What the task requires: Of the lines in these entries, how many contain the string "this"? Give the number and nothing else.

Available records:
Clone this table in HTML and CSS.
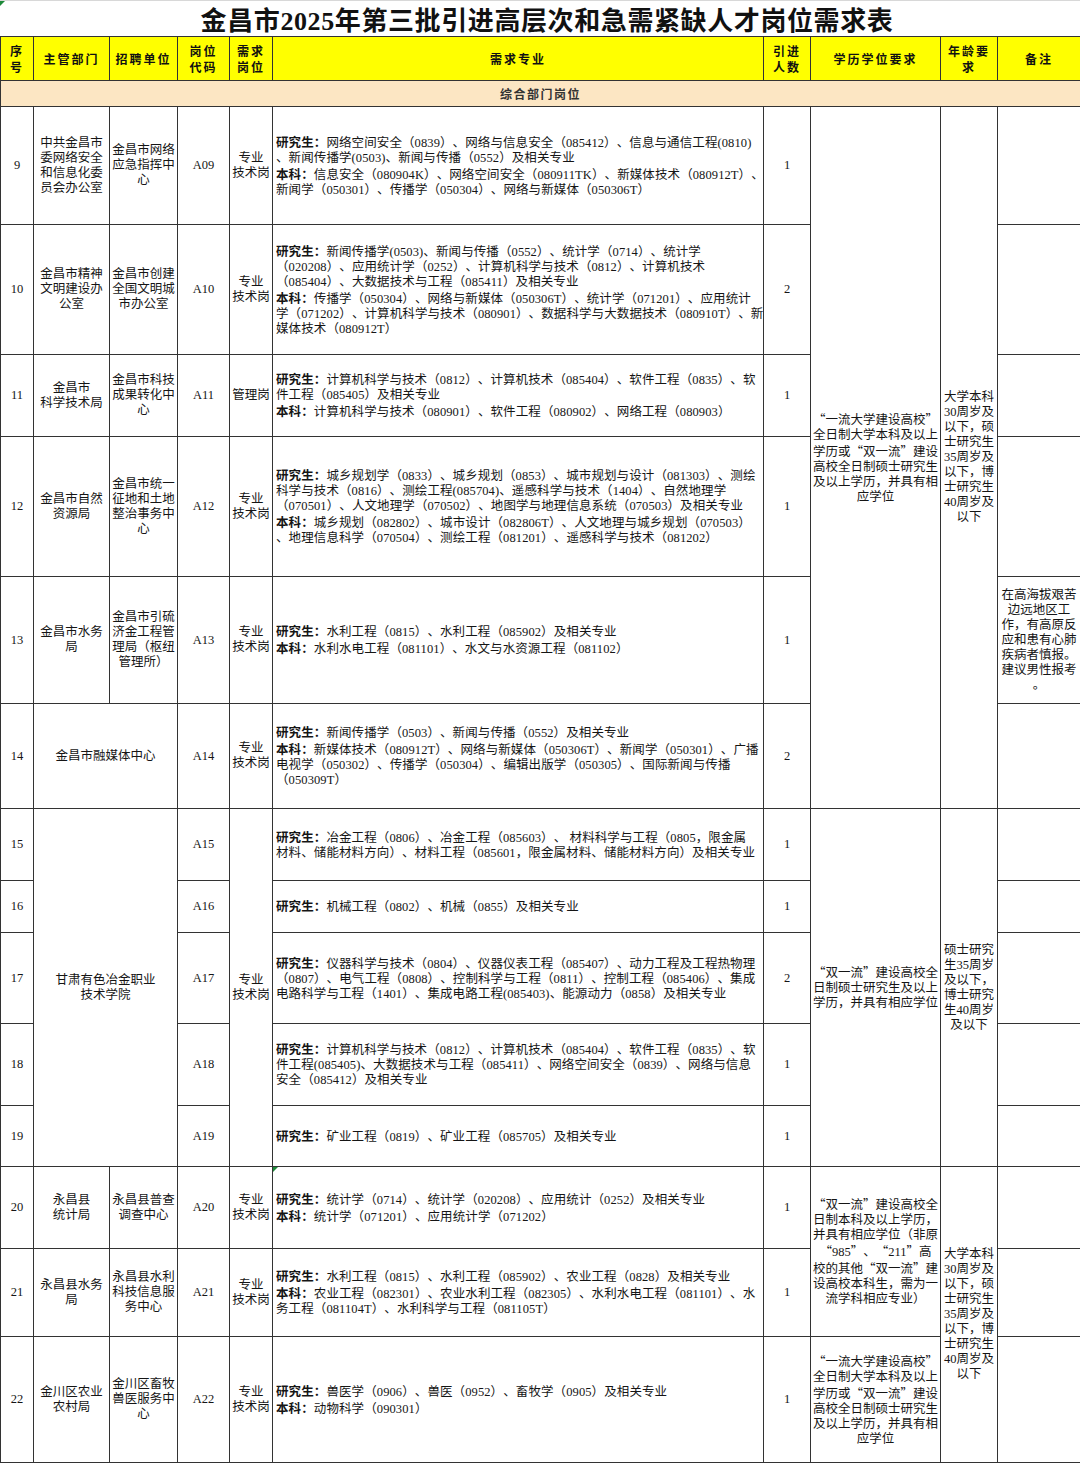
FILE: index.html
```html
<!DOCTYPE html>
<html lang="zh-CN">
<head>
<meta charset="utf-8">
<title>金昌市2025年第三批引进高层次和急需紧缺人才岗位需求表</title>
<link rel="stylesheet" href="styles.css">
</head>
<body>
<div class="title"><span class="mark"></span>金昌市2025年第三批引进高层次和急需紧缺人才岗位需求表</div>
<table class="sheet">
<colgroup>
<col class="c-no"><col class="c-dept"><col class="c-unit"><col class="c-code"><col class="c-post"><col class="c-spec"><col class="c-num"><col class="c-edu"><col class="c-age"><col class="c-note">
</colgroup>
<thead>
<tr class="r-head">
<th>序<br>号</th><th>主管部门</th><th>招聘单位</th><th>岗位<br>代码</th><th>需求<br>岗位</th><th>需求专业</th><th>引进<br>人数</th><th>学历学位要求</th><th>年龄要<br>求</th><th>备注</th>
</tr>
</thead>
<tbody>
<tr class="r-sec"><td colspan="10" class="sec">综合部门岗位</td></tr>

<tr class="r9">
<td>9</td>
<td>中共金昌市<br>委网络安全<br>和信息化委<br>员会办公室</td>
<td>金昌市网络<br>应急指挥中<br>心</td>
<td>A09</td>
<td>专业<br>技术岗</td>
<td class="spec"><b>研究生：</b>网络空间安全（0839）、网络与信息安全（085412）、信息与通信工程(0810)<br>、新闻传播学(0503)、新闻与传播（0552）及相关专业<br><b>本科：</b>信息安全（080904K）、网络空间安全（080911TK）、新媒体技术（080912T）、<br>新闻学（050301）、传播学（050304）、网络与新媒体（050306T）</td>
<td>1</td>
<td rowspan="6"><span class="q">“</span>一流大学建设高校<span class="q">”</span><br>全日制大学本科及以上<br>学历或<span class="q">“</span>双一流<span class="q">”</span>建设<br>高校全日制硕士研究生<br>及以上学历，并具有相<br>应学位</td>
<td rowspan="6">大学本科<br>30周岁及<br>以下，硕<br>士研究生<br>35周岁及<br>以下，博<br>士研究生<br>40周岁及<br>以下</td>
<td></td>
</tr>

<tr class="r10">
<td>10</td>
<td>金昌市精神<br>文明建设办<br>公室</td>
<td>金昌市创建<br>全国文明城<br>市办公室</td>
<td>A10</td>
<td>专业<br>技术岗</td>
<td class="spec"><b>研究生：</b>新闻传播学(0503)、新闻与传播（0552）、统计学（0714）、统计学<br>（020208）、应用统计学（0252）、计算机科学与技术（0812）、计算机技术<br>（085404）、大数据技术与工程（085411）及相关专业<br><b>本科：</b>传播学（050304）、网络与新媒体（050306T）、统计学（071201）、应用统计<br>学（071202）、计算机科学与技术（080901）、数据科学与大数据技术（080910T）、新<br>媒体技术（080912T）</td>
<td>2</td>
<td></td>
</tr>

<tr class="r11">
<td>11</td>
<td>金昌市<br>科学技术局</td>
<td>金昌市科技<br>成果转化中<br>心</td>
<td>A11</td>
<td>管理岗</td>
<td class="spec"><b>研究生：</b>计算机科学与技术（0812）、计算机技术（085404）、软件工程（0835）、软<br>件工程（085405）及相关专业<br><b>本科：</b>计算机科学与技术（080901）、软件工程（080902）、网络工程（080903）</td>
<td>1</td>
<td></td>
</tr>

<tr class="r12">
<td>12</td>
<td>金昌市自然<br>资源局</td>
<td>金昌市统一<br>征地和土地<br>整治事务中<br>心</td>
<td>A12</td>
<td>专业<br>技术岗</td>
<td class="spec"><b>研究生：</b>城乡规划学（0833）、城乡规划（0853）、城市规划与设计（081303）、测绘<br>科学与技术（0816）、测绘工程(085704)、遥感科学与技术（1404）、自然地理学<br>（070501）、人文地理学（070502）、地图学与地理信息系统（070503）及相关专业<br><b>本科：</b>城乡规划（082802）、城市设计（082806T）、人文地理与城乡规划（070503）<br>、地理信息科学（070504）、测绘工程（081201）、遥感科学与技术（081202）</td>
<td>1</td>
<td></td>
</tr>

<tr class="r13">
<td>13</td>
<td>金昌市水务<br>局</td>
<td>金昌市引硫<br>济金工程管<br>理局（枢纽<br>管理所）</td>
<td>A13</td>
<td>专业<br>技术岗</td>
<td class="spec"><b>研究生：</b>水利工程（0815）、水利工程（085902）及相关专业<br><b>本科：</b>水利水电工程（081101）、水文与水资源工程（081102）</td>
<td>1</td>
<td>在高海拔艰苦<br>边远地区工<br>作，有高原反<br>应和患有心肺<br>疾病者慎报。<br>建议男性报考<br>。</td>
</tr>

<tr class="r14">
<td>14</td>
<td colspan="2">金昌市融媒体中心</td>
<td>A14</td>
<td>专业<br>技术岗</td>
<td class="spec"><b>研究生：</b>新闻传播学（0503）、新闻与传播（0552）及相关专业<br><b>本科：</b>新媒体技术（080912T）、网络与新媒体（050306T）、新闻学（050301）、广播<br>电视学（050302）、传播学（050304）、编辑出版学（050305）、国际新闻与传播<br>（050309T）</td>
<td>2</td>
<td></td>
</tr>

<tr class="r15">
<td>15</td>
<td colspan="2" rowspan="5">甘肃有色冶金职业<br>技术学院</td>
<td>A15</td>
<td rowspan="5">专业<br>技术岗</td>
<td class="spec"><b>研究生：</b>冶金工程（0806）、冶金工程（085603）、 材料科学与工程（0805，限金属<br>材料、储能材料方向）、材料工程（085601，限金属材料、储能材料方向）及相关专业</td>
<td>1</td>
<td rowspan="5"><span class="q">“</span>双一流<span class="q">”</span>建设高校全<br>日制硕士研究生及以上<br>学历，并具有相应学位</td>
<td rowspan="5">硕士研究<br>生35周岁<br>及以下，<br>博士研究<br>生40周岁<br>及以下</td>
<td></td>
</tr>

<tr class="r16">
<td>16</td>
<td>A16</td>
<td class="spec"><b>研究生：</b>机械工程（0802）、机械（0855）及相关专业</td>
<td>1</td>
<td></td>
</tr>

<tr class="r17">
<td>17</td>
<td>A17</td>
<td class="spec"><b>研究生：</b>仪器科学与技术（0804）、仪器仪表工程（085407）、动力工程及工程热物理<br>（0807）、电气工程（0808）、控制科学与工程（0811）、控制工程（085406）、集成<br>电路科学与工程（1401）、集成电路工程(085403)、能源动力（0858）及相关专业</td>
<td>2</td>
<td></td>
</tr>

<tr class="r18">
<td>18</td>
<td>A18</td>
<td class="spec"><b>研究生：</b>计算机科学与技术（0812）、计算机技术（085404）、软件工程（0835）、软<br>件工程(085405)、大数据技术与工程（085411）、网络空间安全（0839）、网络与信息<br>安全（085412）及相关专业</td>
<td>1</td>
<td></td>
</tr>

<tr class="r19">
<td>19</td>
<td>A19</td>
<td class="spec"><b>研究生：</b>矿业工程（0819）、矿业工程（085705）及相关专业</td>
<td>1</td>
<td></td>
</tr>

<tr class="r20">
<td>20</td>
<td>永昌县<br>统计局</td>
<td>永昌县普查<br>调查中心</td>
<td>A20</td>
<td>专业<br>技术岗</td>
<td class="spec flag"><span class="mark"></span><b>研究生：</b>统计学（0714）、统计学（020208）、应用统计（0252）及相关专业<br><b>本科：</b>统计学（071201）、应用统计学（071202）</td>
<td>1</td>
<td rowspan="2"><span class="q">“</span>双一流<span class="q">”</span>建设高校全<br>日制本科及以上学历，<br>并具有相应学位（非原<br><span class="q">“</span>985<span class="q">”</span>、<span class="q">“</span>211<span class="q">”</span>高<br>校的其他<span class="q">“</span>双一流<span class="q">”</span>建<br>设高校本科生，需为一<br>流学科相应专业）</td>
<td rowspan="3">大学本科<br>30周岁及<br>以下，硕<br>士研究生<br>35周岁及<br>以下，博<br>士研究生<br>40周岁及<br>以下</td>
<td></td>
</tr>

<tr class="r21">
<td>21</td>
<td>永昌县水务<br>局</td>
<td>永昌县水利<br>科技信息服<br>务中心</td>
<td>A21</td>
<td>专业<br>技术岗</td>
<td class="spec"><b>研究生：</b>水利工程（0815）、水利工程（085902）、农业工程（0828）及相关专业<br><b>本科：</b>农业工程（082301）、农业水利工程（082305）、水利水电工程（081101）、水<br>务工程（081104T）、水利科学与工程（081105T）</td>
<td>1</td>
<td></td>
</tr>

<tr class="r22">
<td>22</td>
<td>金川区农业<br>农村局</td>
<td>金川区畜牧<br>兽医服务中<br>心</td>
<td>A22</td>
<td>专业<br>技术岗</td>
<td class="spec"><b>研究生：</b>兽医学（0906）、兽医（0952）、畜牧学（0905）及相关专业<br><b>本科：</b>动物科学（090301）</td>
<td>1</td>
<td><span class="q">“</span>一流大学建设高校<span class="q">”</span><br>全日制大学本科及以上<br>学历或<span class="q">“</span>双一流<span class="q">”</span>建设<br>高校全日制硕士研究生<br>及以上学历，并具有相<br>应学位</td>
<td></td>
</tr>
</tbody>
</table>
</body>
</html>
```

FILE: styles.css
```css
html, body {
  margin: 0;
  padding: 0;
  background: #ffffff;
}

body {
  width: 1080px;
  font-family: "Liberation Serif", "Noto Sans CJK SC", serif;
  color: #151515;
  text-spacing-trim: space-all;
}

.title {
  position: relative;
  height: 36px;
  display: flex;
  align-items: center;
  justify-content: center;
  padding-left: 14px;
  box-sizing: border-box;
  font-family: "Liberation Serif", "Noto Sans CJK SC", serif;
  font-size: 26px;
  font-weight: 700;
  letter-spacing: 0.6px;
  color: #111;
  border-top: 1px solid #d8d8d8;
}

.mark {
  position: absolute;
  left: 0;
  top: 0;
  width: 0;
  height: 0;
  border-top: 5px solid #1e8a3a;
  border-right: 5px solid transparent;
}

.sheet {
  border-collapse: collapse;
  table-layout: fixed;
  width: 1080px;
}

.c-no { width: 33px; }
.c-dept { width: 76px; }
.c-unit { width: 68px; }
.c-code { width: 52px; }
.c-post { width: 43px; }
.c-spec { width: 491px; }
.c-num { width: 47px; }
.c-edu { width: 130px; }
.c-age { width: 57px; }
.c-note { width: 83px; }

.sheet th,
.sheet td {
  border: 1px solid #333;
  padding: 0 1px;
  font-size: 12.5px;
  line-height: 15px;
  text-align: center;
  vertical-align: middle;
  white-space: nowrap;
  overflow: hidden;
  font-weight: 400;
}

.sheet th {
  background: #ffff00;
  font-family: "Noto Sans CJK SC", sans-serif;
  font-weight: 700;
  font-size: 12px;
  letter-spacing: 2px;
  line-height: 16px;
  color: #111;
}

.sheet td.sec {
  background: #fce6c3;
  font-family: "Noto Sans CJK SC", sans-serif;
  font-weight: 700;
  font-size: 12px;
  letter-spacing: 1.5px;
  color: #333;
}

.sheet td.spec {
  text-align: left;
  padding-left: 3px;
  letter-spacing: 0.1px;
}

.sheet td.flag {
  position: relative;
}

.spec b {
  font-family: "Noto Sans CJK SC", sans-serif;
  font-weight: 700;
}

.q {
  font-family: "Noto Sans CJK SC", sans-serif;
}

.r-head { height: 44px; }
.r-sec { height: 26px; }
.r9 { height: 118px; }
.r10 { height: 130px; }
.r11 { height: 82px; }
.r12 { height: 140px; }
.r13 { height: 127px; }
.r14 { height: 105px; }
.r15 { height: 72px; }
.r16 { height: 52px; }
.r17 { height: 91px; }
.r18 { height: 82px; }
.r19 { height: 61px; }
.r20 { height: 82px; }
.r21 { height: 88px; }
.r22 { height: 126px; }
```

---

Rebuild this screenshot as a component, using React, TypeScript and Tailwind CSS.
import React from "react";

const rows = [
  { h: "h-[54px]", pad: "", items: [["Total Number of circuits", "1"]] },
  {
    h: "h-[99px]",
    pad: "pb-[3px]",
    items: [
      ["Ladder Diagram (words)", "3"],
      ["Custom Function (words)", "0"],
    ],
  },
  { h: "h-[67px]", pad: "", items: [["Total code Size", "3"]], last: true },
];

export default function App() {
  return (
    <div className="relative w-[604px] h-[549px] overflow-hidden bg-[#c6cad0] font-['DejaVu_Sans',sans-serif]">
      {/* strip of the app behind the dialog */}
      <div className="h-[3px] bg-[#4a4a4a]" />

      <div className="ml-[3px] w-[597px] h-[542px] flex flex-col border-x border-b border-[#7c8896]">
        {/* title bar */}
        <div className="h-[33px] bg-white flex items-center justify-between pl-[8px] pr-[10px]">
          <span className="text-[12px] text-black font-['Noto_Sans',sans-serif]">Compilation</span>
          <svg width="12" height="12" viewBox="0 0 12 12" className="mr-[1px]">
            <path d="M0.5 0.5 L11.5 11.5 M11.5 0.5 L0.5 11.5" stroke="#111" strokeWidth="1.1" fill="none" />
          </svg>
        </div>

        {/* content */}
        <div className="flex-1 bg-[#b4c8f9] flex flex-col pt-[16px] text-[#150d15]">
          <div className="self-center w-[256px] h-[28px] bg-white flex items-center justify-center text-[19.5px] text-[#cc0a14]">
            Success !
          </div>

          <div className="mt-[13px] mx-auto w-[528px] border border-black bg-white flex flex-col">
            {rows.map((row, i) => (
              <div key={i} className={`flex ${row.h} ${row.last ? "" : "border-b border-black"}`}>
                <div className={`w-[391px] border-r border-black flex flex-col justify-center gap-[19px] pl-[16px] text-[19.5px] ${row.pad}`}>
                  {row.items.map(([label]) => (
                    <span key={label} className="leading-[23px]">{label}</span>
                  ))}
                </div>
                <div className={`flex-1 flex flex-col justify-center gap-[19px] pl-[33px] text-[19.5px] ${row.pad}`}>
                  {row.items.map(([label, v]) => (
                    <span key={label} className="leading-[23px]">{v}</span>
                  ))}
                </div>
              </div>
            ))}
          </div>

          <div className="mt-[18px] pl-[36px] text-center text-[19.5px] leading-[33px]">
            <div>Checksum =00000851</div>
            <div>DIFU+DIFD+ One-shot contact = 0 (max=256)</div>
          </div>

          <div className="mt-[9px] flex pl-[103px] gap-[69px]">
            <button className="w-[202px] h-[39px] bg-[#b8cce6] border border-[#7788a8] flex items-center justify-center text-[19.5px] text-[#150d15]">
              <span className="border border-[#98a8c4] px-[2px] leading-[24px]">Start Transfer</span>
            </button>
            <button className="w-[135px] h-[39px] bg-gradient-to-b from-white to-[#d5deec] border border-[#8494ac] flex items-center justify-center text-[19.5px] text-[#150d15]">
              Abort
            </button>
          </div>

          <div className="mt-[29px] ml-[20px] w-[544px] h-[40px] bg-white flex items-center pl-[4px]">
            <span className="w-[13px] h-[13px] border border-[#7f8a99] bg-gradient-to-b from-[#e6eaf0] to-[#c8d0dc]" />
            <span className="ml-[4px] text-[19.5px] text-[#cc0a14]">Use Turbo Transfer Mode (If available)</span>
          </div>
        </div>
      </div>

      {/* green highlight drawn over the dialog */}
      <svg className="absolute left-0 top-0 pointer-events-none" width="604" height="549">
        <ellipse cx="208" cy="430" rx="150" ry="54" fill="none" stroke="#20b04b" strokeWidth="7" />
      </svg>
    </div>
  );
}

Exercise solution: 2